US & Canada

US Senate blocks Obama's Buffett Rule proposal

US President Barack Obama talks about the Buffett Rule, Washington, DC, 11 April 2012
Image caption Republicans say raising taxes on the wealthy will lead to less hiring

Senate Republicans have blocked the Buffett Rule, President Barack Obama's proposal to raise tax rates for top earners to at least 30%.

Senators largely voted on party lines and failed to win the 60 votes to move the bill forward for a full debate.

Republicans have resolutely opposed the measure, saying it is a political gimmick that will not create jobs.

The bill is named after tycoon Warren Buffett, who complained his secretary paid a higher rate of tax than he does.

Asking the wealthy to pay their "fair share" is viewed as a core theme of Mr Obama's re-election campaign.

The Democratic president has argued that raising taxes on Americans earning more than $1m (£628,772) per year would help reduce the deficit and make the US tax code fairer.

After the bill was blocked, Mr Obama said in a statement that Senate Republicans chose "once again to protect tax breaks for the wealthiest few Americans at the expense of the middle class".

Correspondents say Mr Obama will use this vote to attack Republicans in the upcoming November election.

While Democrats control the majority of the Senate, they were nine votes short of moving the debate forward, at a final tally of 51-45.

'Important message'

The measure has been attacked from both sides: Republicans oppose the introduction of new taxes, and some Democrats have said the bill does not go far enough.

According to the US Congress' Joint Committee on Taxation, the act would generate $47bn over the next decade.

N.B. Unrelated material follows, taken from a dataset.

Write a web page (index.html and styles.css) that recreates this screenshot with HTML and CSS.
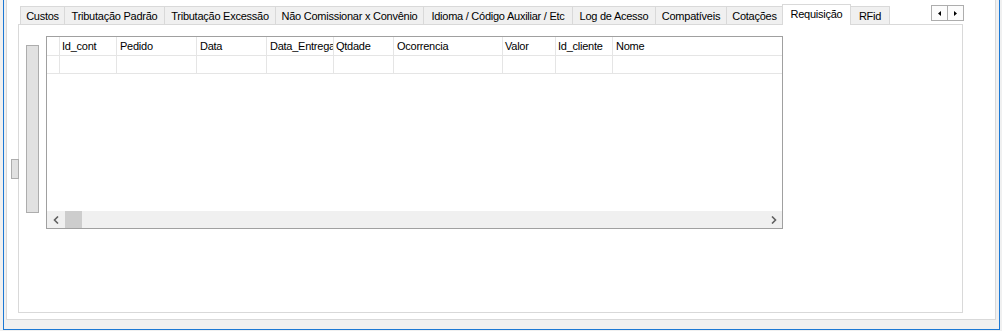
FILE: index.html
```html
<!DOCTYPE html>
<html>
<head>
<meta charset="utf-8">
<link rel="stylesheet" href="styles.css">
</head>
<body>
<div class="window">
  <div class="panel">
    <div class="tabctl">
      <div class="tabstrip">
        <div class="tab w-custos">Custos</div>
        <div class="tab w-tpad">Tributação Padrão</div>
        <div class="tab w-texc">Tributação Excessão</div>
        <div class="tab w-nao">Não Comissionar x Convênio</div>
        <div class="tab w-idi">Idioma / Código Auxiliar / Etc</div>
        <div class="tab w-log">Log de Acesso</div>
        <div class="tab w-comp">Compatíveis</div>
        <div class="tab w-cot">Cotações</div>
        <div class="tab sel w-req">Requisição</div>
        <div class="tab last w-rfid">RFid</div>
      </div>
      <div class="tabscroll">
        <div class="sbtn"><svg width="3" height="5" viewBox="0 0 3 5"><path d="M3 0L0 2.5L3 5Z" fill="#000"/></svg></div>
        <div class="sbtn"><svg width="3" height="5" viewBox="0 0 3 5"><path d="M0 0L3 2.5L0 5Z" fill="#000"/></svg></div>
      </div>
      <div class="page">
        <div class="sidebtn"></div>
        <div class="vbar"></div>
        <div class="grid">
          <div class="row head">
            <div class="cell c-sel"></div>
            <div class="cell c-id">Id_cont</div>
            <div class="cell c-ped">Pedido</div>
            <div class="cell c-data">Data</div>
            <div class="cell c-ent">Data_Entrega</div>
            <div class="cell c-qt">Qtdade</div>
            <div class="cell c-oc">Ocorrencia</div>
            <div class="cell c-val">Valor</div>
            <div class="cell c-cli">Id_cliente</div>
            <div class="cell c-nome">Nome</div>
          </div>
          <div class="row data">
            <div class="cell c-sel"></div>
            <div class="cell c-id"></div>
            <div class="cell c-ped"></div>
            <div class="cell c-data"></div>
            <div class="cell c-ent"></div>
            <div class="cell c-qt"></div>
            <div class="cell c-oc"></div>
            <div class="cell c-val"></div>
            <div class="cell c-cli"></div>
            <div class="cell c-nome"></div>
          </div>
          <div class="hscroll">
            <div class="arrow"><svg width="6" height="8" viewBox="0 0 6 8"><path d="M5 0.5L1.5 4L5 7.5" fill="none" stroke="#606060" stroke-width="1.6"/></svg></div>
            <div class="thumb"></div>
            <div class="track"></div>
            <div class="arrow"><svg width="6" height="8" viewBox="0 0 6 8"><path d="M1 0.5L4.5 4L1 7.5" fill="none" stroke="#606060" stroke-width="1.6"/></svg></div>
          </div>
        </div>
      </div>
    </div>
  </div>
</div>
</body>
</html>
```
FILE: styles.css
```css
* { box-sizing: border-box; }
html, body { margin: 0; padding: 0; }
body {
  background: #f0f0f0;
  width: 1002px;
  height: 331px;
  overflow: hidden;
  font-family: "Liberation Sans", Arial, sans-serif;
  font-size: 11px;
  letter-spacing: -0.25px;
  color: #000;
}
.window {
  margin-left: 3px;
  width: 997px;
  height: 330px;
  border: 1px solid #1c78d4;
  border-top: 0;
  padding-left: 2px;
}
.panel {
  width: 990px;
  height: 320px;
  background: #fff;
  border: 1px solid #d9d9d9;
  border-top: 0;
  padding: 4px 0 0 11px;
}
.tabctl {
  position: relative;
  width: 945px;
}
.tabstrip {
  display: flex;
  align-items: flex-end;
  height: 20px;
  padding-left: 2px;
}
.tab {
  height: 18px;
  background: #f0f0f0;
  border-top: 1px solid #d9d9d9;
  border-left: 1px solid #d9d9d9;
  display: flex;
  align-items: center;
  justify-content: center;
  padding-top: 1px;
  white-space: nowrap;
  overflow: hidden;
}
.tab.sel {
  height: 21px;
  margin-bottom: -1px;
  background: #fff;
  border-right: 1px solid #d9d9d9;
  position: relative;
  z-index: 1;
  padding-top: 0;
  padding-bottom: 3px;
}
.tab.last {
  border-left: 0;
  border-right: 1px solid #d9d9d9;
}
.w-custos { width: 44px; }
.w-tpad { width: 100px; }
.w-texc { width: 111px; }
.w-nao { width: 148px; }
.w-idi { width: 149px; }
.w-log { width: 83px; }
.w-comp { width: 71px; }
.w-cot { width: 56px; }
.w-req { width: 69px; }
.w-rfid { width: 39px; }

.tabscroll {
  position: absolute;
  left: 913px;
  top: 1px;
  display: flex;
  z-index: 2;
}
.sbtn {
  width: 17px;
  height: 16px;
  background: #fcfcfc;
  border: 1px solid #adadad;
  display: flex;
  align-items: center;
  justify-content: center;
}
.sbtn + .sbtn { margin-left: -1px; }

.page {
  position: relative;
  height: 289px;
  border: 1px solid #d9d9d9;
  background: #fff;
  display: flex;
  align-items: flex-start;
  gap: 7px;
  padding: 11px 0 0 7px;
}
.sidebtn {
  position: absolute;
  left: -8px;
  top: 134px;
  width: 8px;
  height: 20px;
  background: #e1e1e1;
  border: 1px solid #adadad;
  z-index: 1;
}
.vbar {
  width: 13px;
  height: 168px;
  margin-top: 9px;
  background: #e1e1e1;
  border: 1px solid #adadad;
}
.grid {
  width: 737px;
  height: 193px;
  border: 1px solid #a0a0a0;
  display: flex;
  flex-direction: column;
  background: #fff;
}
.row {
  display: flex;
  border-bottom: 1px solid #e5e5e5;
}
.row.head { height: 19px; }
.row.data { height: 18px; }
.cell {
  border-right: 1px solid #e5e5e5;
  padding: 2px 0 0 2px;
  white-space: nowrap;
  overflow: hidden;
  line-height: 15px;
}
.c-sel { width: 13px; }
.c-id { width: 57px; }
.c-ped { width: 80px; padding-left: 3px; }
.c-data { width: 70px; padding-left: 3px; }
.c-ent { width: 67px; padding-left: 3px; }
.c-qt { width: 60px; padding-left: 2px; }
.c-oc { width: 109px; padding-left: 3px; }
.c-val { width: 53px; padding-left: 2px; }
.c-cli { width: 57px; padding-left: 2px; }
.c-nome { flex: 1; border-right: 0; padding-left: 3px; }

.hscroll {
  margin-top: auto;
  height: 17px;
  background: #f0f0f0;
  display: flex;
  align-items: center;
}
.arrow {
  width: 17px;
  height: 17px;
  display: flex;
  align-items: center;
  justify-content: center;
}
.thumb {
  width: 17px;
  height: 17px;
  margin-left: 1px;
  background: #cdcdcd;
}
.track { flex: 1; }
```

"They shouldn't be allowed to hide behind tax loopholes that rig the system in their favour," Democratic Majority Leader Harry Reid said, adding that the gap between the wealthiest Americans and everyone else was widening.

But Republican Minority Leader Mitch McConnell said: "We've got a president who seems more interested in pitting people against each other than he is in actually doing what it takes to face these challenges head-on and to solve them in a bipartisan manner."

While the measure was not expected to become law, some proponents said before the defeat that they would continue to push for changes in taxation.

"I do think it is an important message for Washington to send to middle-class Americans," said Democratic Senator Sheldon Whitehouse, a sponsor of the bill. He pledged to continue pushing the issue even if the law does not succeed.

A Gallup poll published on Friday suggested that the measure has broad support among voters, with 60% of people saying they were in favour and 37% disapproving of the measure.

Correspondents say that Democratic strategists hope the issue will draw a contrast between Mr Obama and Mitt Romney, the Republican who is expected to challenge him for the White House in November's elections.

Mr Romney is a private equity tycoon who has said he pays about 15% in tax on an income of around $21m.

Last week President Obama released his tax returns, showing that he paid an effective tax rate of 20.5%, which the White House confirmed was slightly less than that paid by his secretary.

Americans are currently filing their tax returns for a deadline of Tuesday. Mr Romney has applied for more time to submit his tax returns - his campaign said he would release them at some point in the next six months.

On Thursday, the House of Representatives is scheduled to vote on a law that would give a one-year 20% tax break to businesses with fewer than 500 employees.

It is opposed by Democrats who say the measure would add to the deficit without any measures to offset the loss of $46bn in tax revenue.